Acabaré con un ejemplo, el de los cada vez más numerosos «observatorios de violencia de género». No repetiré por qué «violencia de género» es absurdo y debiéramos hablar de «desconsideración» pero aquí tenemos un concepto nuevo, el de «observatorios», para sustituir a los comités. «Comités de Vigilancia del Comportamiento Masculino» sería un nombre muchísimo más apropiado y descriptivo para que entendiéramos su verdadera naturaleza, aunque, gracias a Dios, en la práctica no funcionen para nada.

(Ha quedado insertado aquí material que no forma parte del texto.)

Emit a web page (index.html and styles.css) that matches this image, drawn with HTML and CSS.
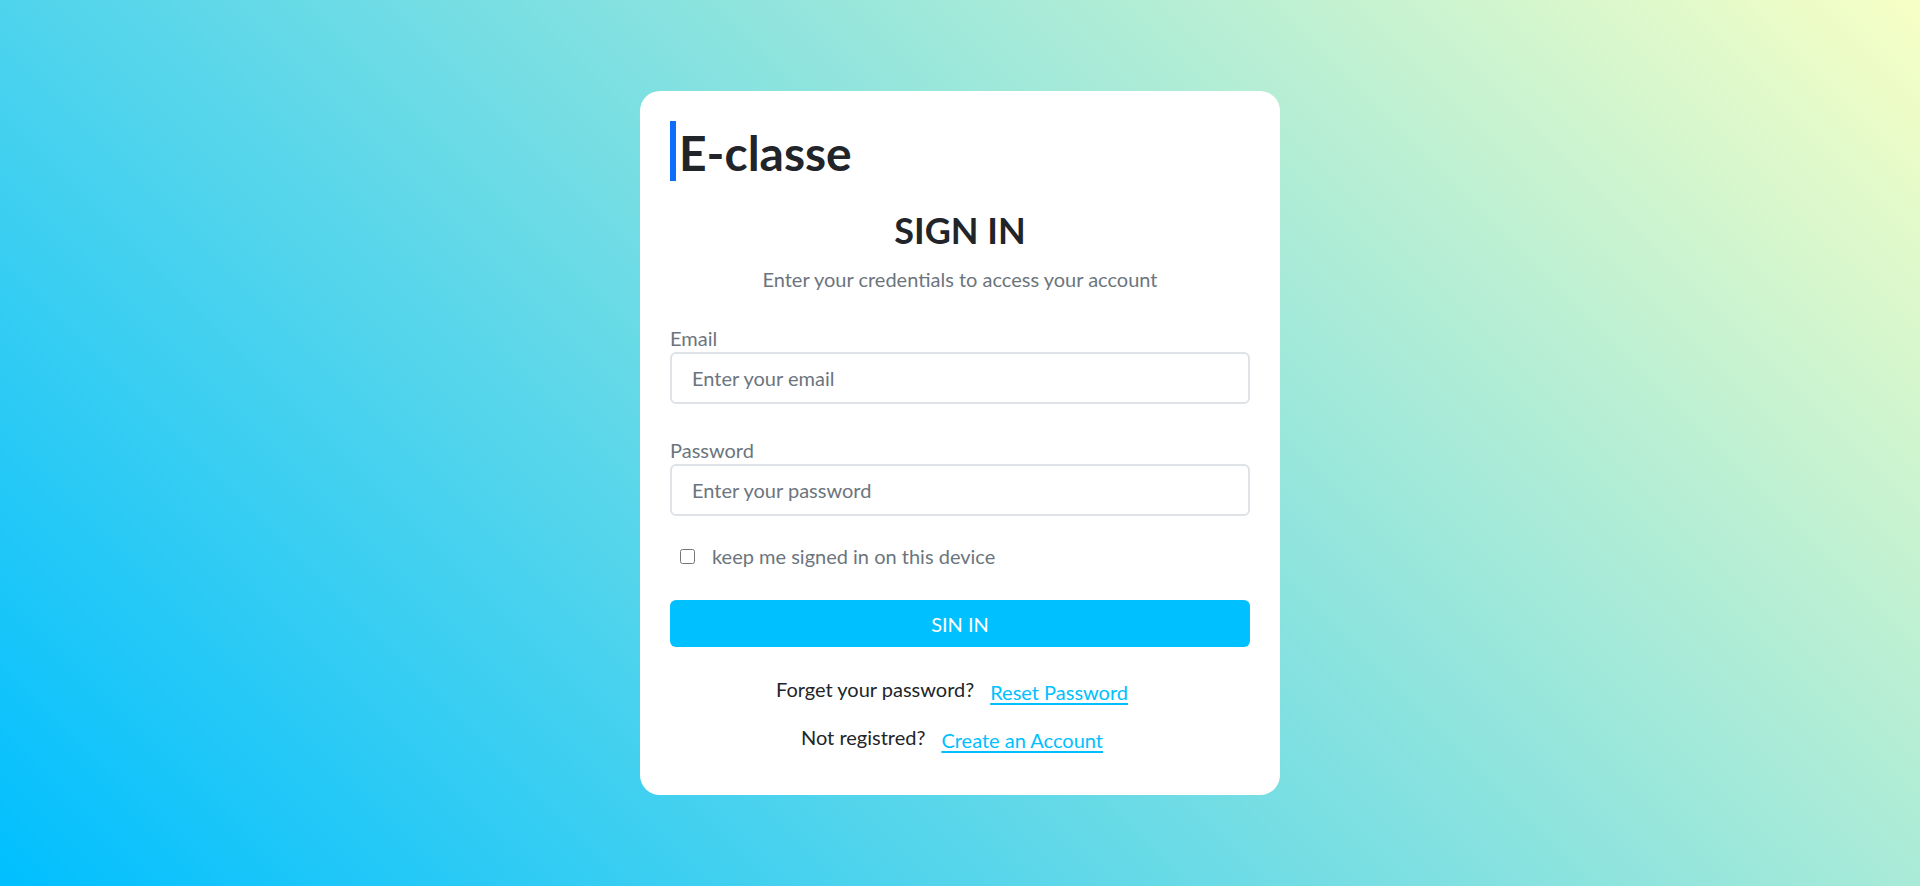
FILE: index.html
```html
<!DOCTYPE html>
<html lang="en">
<head>
<meta charset="utf-8">
<title>E-classe - Sign in</title>
<link rel="stylesheet" href="styles.css">
</head>
<body>
  <main class="page">
    <section class="card">
      <h1 class="brand">E-classe</h1>
      <h2 class="title">SIGN IN</h2>
      <p class="subtitle">Enter your credentials to access your account</p>
      <form class="form">
        <div class="field">
          <label class="label" for="email">Email</label>
          <input class="input" id="email" type="email" placeholder="Enter your email">
        </div>
        <div class="field field-second">
          <label class="label" for="password">Password</label>
          <input class="input" id="password" type="password" placeholder="Enter your password">
        </div>
        <div class="check">
          <input class="check-box" id="keep" type="checkbox">
          <label class="check-label" for="keep">keep me signed in on this device</label>
        </div>
        <button class="btn" type="button">SIN IN</button>
      </form>
      <div class="links">
        <p class="link-row"><span class="link-text">Forget your password?</span><a class="link" href="#">Reset Password</a></p>
        <p class="link-row"><span class="link-text">Not registred?</span><a class="link" href="#">Create an Account</a></p>
      </div>
    </section>
  </main>
</body>
</html>
```
FILE: styles.css
```css
* { box-sizing: border-box; }

html, body {
  margin: 0;
  height: 100%;
}

body {
  font-family: "Segoe UI", Lato, "Liberation Sans", sans-serif;
  color: #212529;
  background: linear-gradient(45deg, #00bfff 0%, #f7ffc5 100%);
}

.page {
  height: 100vh;
  display: flex;
  align-items: center;
  justify-content: center;
}

.card {
  width: 640px;
  background: #ffffff;
  border-radius: 20px;
  padding: 30px 30px 40px;
}

.brand {
  margin: 0;
  height: 60px;
  padding: 3px 0 0 3px;
  font-size: 48px;
  line-height: 57px;
  font-weight: 700;
  border-left: 6px solid #0d6efd;
  color: #212529;
}

.title {
  margin: 27px 0 0;
  font-size: 36px;
  line-height: 45px;
  font-weight: 700;
  text-align: center;
  color: #212529;
}

.subtitle {
  margin: 11px 0 0;
  font-size: 20px;
  line-height: 30px;
  text-align: center;
  color: #6c757d;
}

.form {
  margin-top: 29px;
  display: flex;
  flex-direction: column;
}

.field {
  display: flex;
  flex-direction: column;
}

.field-second {
  margin-top: 31px;
}

.label {
  font-size: 20px;
  line-height: 30px;
  color: #6c757d;
}

.input {
  height: 52px;
  margin-top: -1px;
  border: 2px solid #dfe2e6;
  border-radius: 6px;
  padding: 0 20px;
  font-family: inherit;
  font-size: 20px;
  color: #212529;
  background: #fff;
  outline: none;
}

.input::placeholder {
  color: #6c757d;
}

.check {
  margin-top: 25px;
  height: 30px;
  display: flex;
  align-items: center;
}

.check-box {
  width: 15px;
  height: 15px;
  margin: 0 0 0 10px;
}

.check-label {
  margin-left: 17px;
  font-size: 20px;
  line-height: 30px;
  color: #6c757d;
}

.btn {
  margin-top: 29px;
  height: 47px;
  border: none;
  border-radius: 6px;
  background: #00c0ff;
  color: #ffffff;
  font-family: inherit;
  font-size: 20px;
}

.links {
  margin-top: 27px;
  display: flex;
  flex-direction: column;
  gap: 15px;
}

.link-row {
  margin: 0;
  display: flex;
  justify-content: center;
  align-items: flex-start;
  padding-right: 16px;
  font-size: 20px;
  line-height: 30px;
}

.link-text {
  color: #212529;
}

.link {
  margin-left: 16px;
  padding-top: 3px;
  color: #00bfff;
  text-decoration: underline;
  text-underline-offset: 3px;
}
```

Propongo una idea más útil. Propongo crear «observatorios para el maltrato del lenguaje». ¿Por qué no? ¿Acaso no sería mucho más útil para la sociedad vigilar la manipulación artera de las palabras? Propongo no uno de esos llamados comités de sabios, que no son otra cosa que individuos elegidos por los políticos para proporcionar apoyo a sus tesis, sino un comité de verdaderos expertos independientes. Aunque su función debería ser siempre recomendar y nunca imponer su criterio, por muy imparcial y meritorio que fuera su trabajo. Quizás ya exista para esto la RAE, cuyo trabajo debiera ser más valorado por su independencia y prestigio de quienes la forman que el de ninguno de esos comités u observatorios políticos que sirven para manipular al público y maltratar al lenguaje que nos pertenece a todos.